BRAK, Mitteilung vom 02.05.2024

Der Streitwert, bis zu dem die Amtsgerichte in Zivilsachen zuständig sind, soll von 5.000 auf 8.000 Euro angehoben werden. Dass dies vor allem mit dem Einsparen von Anwaltskosten begründet wird, missachtet nach Ansicht der BRAK die Rolle der Anwaltschaft für den Zugang zum Recht.

Der Streitwert, bis zu dem Amtsgerichte für zivilrechtliche Streitigkeiten zuständig sind, soll von bisher 5.000 Euro auf 8.000 Euro angehoben werden. Das sieht ein Anfang März vom Bundesministerium der Justiz vorgelegter Referentenentwurf vor. Danach sollen zudem eine Reihe streitwertunabhängiger Zuständigkeiten der Amts- und Landgerichte geschaffen werden. Ziel ist es, die Amtsgerichte zu stärken, die Verfahren sinnvoller zwischen den Gerichten zu verteilen und die Spezialisierung in der Justiz auszubauen.

Die BRAK lehnt das Vorhaben zwar nicht grundsätzlich ab und begrüßt im Grundsatz das Ziel, die Amtsgerichte zu stärken. In ihrer Stellungnahme zu dem Referentenentwurf kritisiert sie jedoch die darin gegebene Begründung aufs Schärfste, in welcher der Wegfall der anwaltlichen Kosten im Streitwertbereich bis 8.000 Euro für die Rechtsuchenden beworben wird. Anwaltliche Vertretung werde damit allein auf einen Kostenfaktor reduziert. Das werde der Rolle der Anwaltschaft und ihrer Rechtsschutzzugang gewährenden Funktion nicht gerecht. Die BRAK unterstreicht, dass der Zugang zum Recht in der Fläche nicht ohne die Anwaltschaft in der Fläche gedacht werden kann.

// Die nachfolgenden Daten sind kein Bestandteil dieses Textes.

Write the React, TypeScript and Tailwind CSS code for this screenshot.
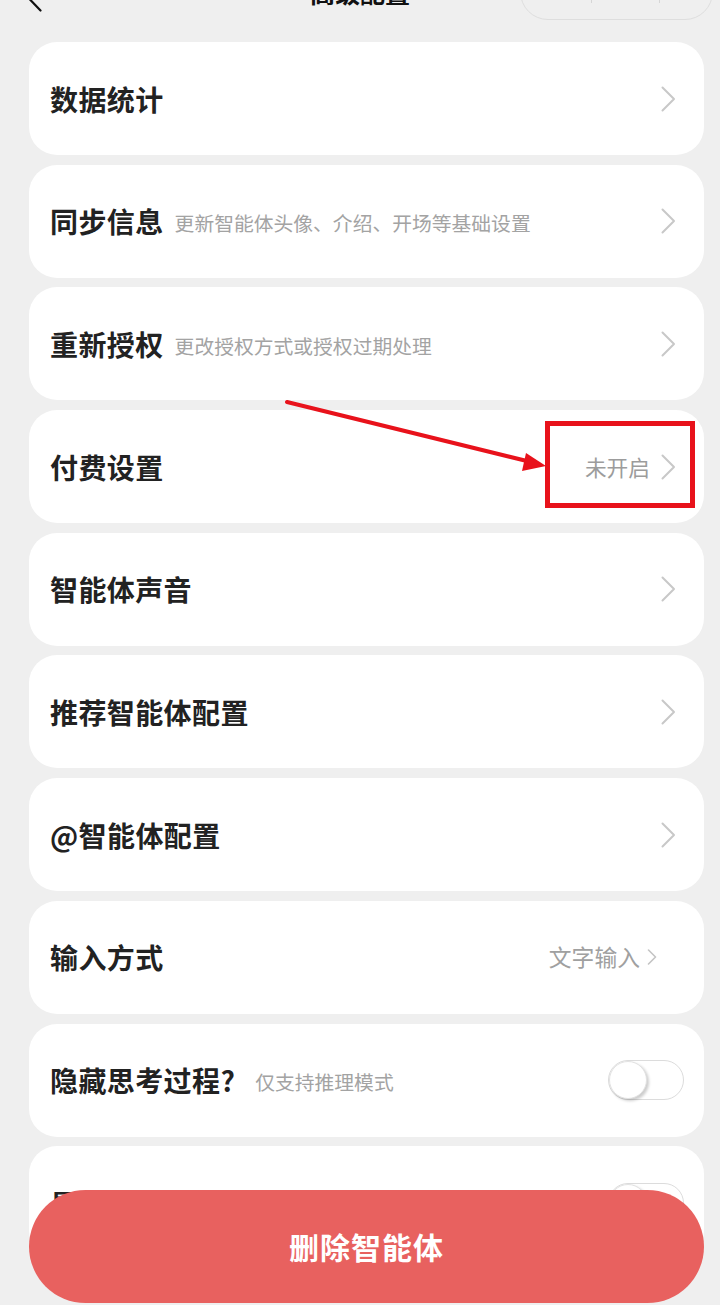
const Chevron = ({ small = false }: { small?: boolean }) =>
  small ? (
    <svg width="10" height="16" viewBox="0 0 10 16" fill="none" className="shrink-0">
      <polyline points="1.5,1 8.5,8 1.5,15" stroke="#c4c4c4" strokeWidth="1.6" strokeLinecap="round" strokeLinejoin="round" />
    </svg>
  ) : (
    <svg width="15" height="26" viewBox="0 0 15 26" fill="none" className="shrink-0">
      <polyline points="1.5,1.5 13,13 1.5,24.5" stroke="#c8c8c8" strokeWidth="2" strokeLinecap="round" strokeLinejoin="round" />
    </svg>
  );

const Toggle = () => (
  <div className="relative w-[76px] h-[40px] rounded-full bg-white border border-[#dcdcdc]">
    <div className="absolute left-0 top-0 w-[38px] h-[38px] rounded-full bg-white shadow-[2px_2px_3px_rgba(0,0,0,0.2)] border border-[#e2e2e2]" />
  </div>
);

type Row = {
  title: string;
  desc?: string;
  value?: string;
  toggle?: boolean;
};

const rows: Row[] = [
  { title: '数据统计' },
  { title: '同步信息', desc: '更新智能体头像、介绍、开场等基础设置' },
  { title: '重新授权', desc: '更改授权方式或授权过期处理' },
  { title: '付费设置', value: '未开启' },
  { title: '智能体声音' },
  { title: '推荐智能体配置' },
  { title: '@智能体配置' },
  { title: '输入方式', value: '文字输入' },
  { title: '隐藏思考过程?', desc: '仅支持推理模式', toggle: true },
  { title: '显示引用来源', toggle: true },
];

const App = () => {
  return (
    <div
      className="relative w-[720px] h-[1305px] overflow-hidden bg-[#efefef]"
      style={{ fontFamily: '"Noto Sans CJK SC", "Noto Sans", sans-serif' }}
    >
      {/* Nav bar, mostly scrolled off the top */}
      <div className="relative -mt-[44px] h-[72px] flex items-center pl-[28px] pr-[7px]">
        <svg width="14" height="26" viewBox="0 0 14 26" fill="none" className="mt-[14px]">
          <polyline points="12.5,1.5 1.5,13 12.5,24.5" stroke="#111" strokeWidth="2.2" strokeLinecap="round" strokeLinejoin="round" />
        </svg>
        <div className="absolute left-0 right-0 top-[24px] text-center text-[25px] font-semibold text-[#111] leading-none pointer-events-none">
          高级配置
        </div>
        <div className="ml-auto mt-[0px] w-[193px] h-[56px] rounded-full border border-[#dedede] flex items-center">
          <div className="w-[70px]" />
          <div className="w-px h-[28px] bg-[#d6d6d6] self-start mt-[10px]" />
          <div className="w-[67px]" />
          <div className="w-px h-[28px] bg-[#d6d6d6] self-start mt-[10px]" />
          <div className="ml-[18px] w-[28px] h-[28px] rounded-full border-[3px] border-[#555] -mt-[14px]" />
        </div>
      </div>

      {/* Settings list */}
      <div className="mt-[14px] pl-[29px] pr-[16px] flex flex-col gap-[9.7px]">
        {rows.map((row) => (
          <div
            key={row.title}
            className={`h-[113px] shrink-0 rounded-[28px] bg-white flex items-center pl-[21px] ${row.toggle ? 'pr-[20px]' : 'pr-[28px]'}`}
          >
            <span className="text-[28px] font-semibold text-[#222] leading-none tracking-[0.4px]">{row.title}</span>
            {row.desc && (
              <span className={`${row.toggle ? 'ml-[20px]' : 'ml-[11px]'} text-[19.8px] text-[#a3a3a3] leading-none mt-[4px]`}>
                {row.desc}
              </span>
            )}
            <div className="ml-auto flex items-center">
              {row.toggle ? (
                <Toggle />
              ) : row.value === '文字输入' ? (
                <div className="flex items-center gap-[7px] mr-[19px]">
                  <span className="text-[22.8px] text-[#a0a0a0] leading-none">{row.value}</span>
                  <Chevron small />
                </div>
              ) : row.value ? (
                <div className="flex items-center gap-[11px]">
                  <span className="text-[21.7px] text-[#9c9c9c] leading-none">{row.value}</span>
                  <Chevron />
                </div>
              ) : (
                <Chevron />
              )}
            </div>
          </div>
        ))}
      </div>

      {/* Annotation overlay */}
      <svg className="absolute left-0 top-0 pointer-events-none" width="720" height="1305" viewBox="0 0 720 1305">
        <line x1="287" y1="402" x2="531" y2="462" stroke="#e8121b" strokeWidth="4" strokeLinecap="round" />
        <polygon points="546,466 526,453 522,471" fill="#e8121b" />
        <rect x="547.5" y="423.5" width="145" height="82" fill="none" stroke="#e8121b" strokeWidth="5" />
      </svg>

      {/* Bottom action */}
      <button className="absolute left-[29px] top-[1190px] w-[675px] h-[113px] rounded-full bg-[#e8615f] text-white text-[30px] font-bold tracking-[1px]">
        删除智能体
      </button>
    </div>
  );
};

export default App;
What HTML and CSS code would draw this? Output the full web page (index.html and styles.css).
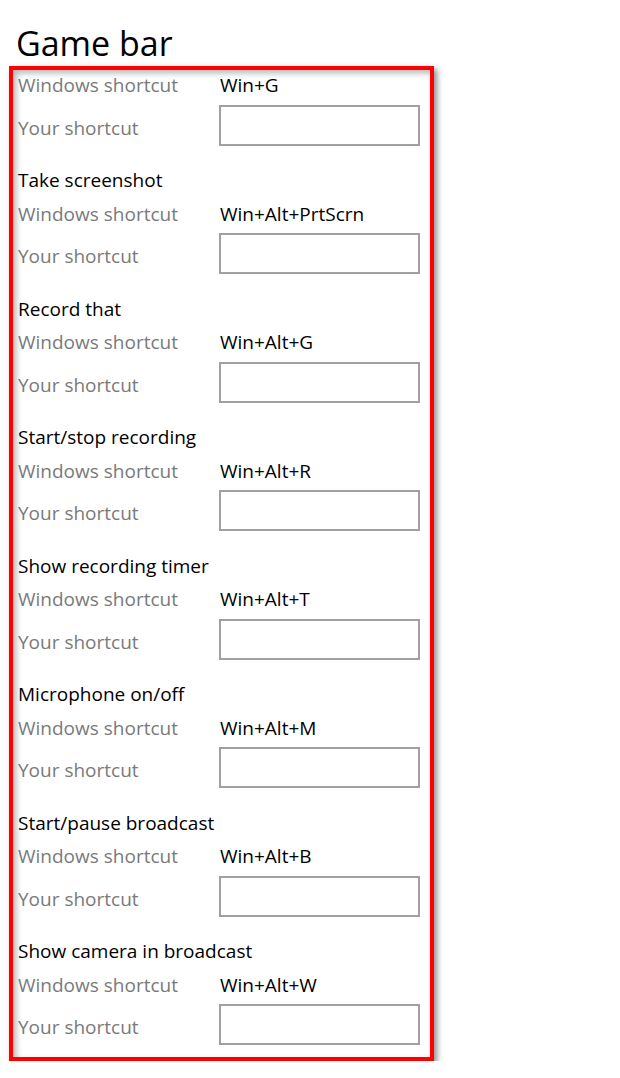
FILE: index.html
```html
<!DOCTYPE html>
<html lang="en">
<head>
    <meta charset="UTF-8">
    <meta name="viewport" content="width=device-width, initial-scale=1.0">
    <title>Game bar</title>
    <link rel="stylesheet" href="styles.css">
</head>
<body>
    <h1 class="title">Game bar</h1>
    <div class="panel">
        <div class="section first">
            <div class="row">
                <span class="label">Windows shortcut</span>
                <span class="keys">Win+G</span>
            </div>
            <div class="row custom">
                <span class="label">Your shortcut</span>
                <input class="field" type="text">
            </div>
        </div>
        <div class="section">
            <div class="name">Take screenshot</div>
            <div class="row">
                <span class="label">Windows shortcut</span>
                <span class="keys">Win+Alt+PrtScrn</span>
            </div>
            <div class="row custom">
                <span class="label">Your shortcut</span>
                <input class="field" type="text">
            </div>
        </div>
        <div class="section">
            <div class="name">Record that</div>
            <div class="row">
                <span class="label">Windows shortcut</span>
                <span class="keys">Win+Alt+G</span>
            </div>
            <div class="row custom">
                <span class="label">Your shortcut</span>
                <input class="field" type="text">
            </div>
        </div>
        <div class="section">
            <div class="name">Start/stop recording</div>
            <div class="row">
                <span class="label">Windows shortcut</span>
                <span class="keys">Win+Alt+R</span>
            </div>
            <div class="row custom">
                <span class="label">Your shortcut</span>
                <input class="field" type="text">
            </div>
        </div>
        <div class="section">
            <div class="name">Show recording timer</div>
            <div class="row">
                <span class="label">Windows shortcut</span>
                <span class="keys">Win+Alt+T</span>
            </div>
            <div class="row custom">
                <span class="label">Your shortcut</span>
                <input class="field" type="text">
            </div>
        </div>
        <div class="section">
            <div class="name">Microphone on/off</div>
            <div class="row">
                <span class="label">Windows shortcut</span>
                <span class="keys">Win+Alt+M</span>
            </div>
            <div class="row custom">
                <span class="label">Your shortcut</span>
                <input class="field" type="text">
            </div>
        </div>
        <div class="section">
            <div class="name">Start/pause broadcast</div>
            <div class="row">
                <span class="label">Windows shortcut</span>
                <span class="keys">Win+Alt+B</span>
            </div>
            <div class="row custom">
                <span class="label">Your shortcut</span>
                <input class="field" type="text">
            </div>
        </div>
        <div class="section">
            <div class="name">Show camera in broadcast</div>
            <div class="row">
                <span class="label">Windows shortcut</span>
                <span class="keys">Win+Alt+W</span>
            </div>
            <div class="row custom">
                <span class="label">Your shortcut</span>
                <input class="field" type="text">
            </div>
        </div>
    </div>
</body>
</html>
```

FILE: styles.css
```css
body {
    margin: 0;
    background: #fff;
    font-family: "Open Sans", "Noto Sans", sans-serif;
    color: #000;
}
.title {
    margin: 0;
    padding: 20px 0 0 16px;
    height: 46px;
    font-size: 34px;
    font-weight: 400;
    line-height: 46px;
}
.panel {
    margin-left: 9px;
    width: 412px;
    border: 4px solid #f00;
    padding: 0 0 12px 5px;
    box-sizing: content-box;
    box-shadow: 3px 3px 6px rgba(0, 0, 0, 0.45), inset 3px 3px 6px rgba(0, 0, 0, 0.3);
}
.section {
    margin-bottom: 18.5px;
}
.section:last-child {
    margin-bottom: 0;
}
.first {
    margin-top: -1.5px;
}
.name {
    font-size: 19px;
    line-height: 33px;
}
.row {
    display: grid;
    grid-template-columns: 201px 201px;
    align-items: center;
    height: 33px;
    font-size: 19px;
}
.row.custom {
    height: 41px;
    margin-top: 3px;
}
.custom .label {
    padding-top: 5px;
}
.label {
    color: #7a7a7a;
}
.keys {
    padding-left: 1px;
}
.field {
    box-sizing: border-box;
    width: 201px;
    height: 41px;
    margin: 0;
    border: 2px solid #a0a0a0;
    background: #fff;
    font: inherit;
}
```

Daneben kritisiert die BRAK erneut – wie bereits in ihrem Ende 2022 veröffentlichten Positionspapier zum Zuständigkeitsstreitwert –, dass es an einer empirischen Grundlage für die angedachten Änderungen fehlt. Insbesondere fehlten nach wie vor belastbare Zahlen, um wie viele Verfahren es sich in dem von der Anhebung potenziell betroffenen Streitwertbereich handelt, und dazu, wie sich dies auf die Personalentwicklung in der Justiz auswirkt. Zudem moniert die BRAK, dass der Referentenentwurf nicht in die zahlreichen weiteren aktuellen Reformvorhaben im Bereich des Prozessrechts eingebettet ist.

Die Schaffung weiterer Spezialzuständigkeiten an Amts- und Landgerichten hält die BRAK für begrüßenswert. Dies müsse aber differenziert betrachtet werden; dies illustriert sie am Beispiel nachbarschaftsrechtlicher Streitigkeiten, die einfach, aber auch sehr kostspielig und rechtlich komplex sein können. Daher warnt sie vor der Annahme, hohe Streitwerte gingen regelmäßig mit hoher Komplexität und Bedeutung des Verfahrens einher.

Soweit der Inflationsausgleich als Rechtfertigung der Anhebung des Zuständigkeitsstreitwerts herangezogen wird, weist die BRAK darauf hin, dass selbiges auch für die Vergütung der im Falle der Bewilligung von Prozess- bzw. Verfahrenskostenhilfe tätigen Anwältinnen und Anwälte gelten muss. Eine Anhebung des Zuständigkeitsstreitwerts sollte daher zugleich mit einer Anpassung der Tabelle zu § 49 RVG einhergehen.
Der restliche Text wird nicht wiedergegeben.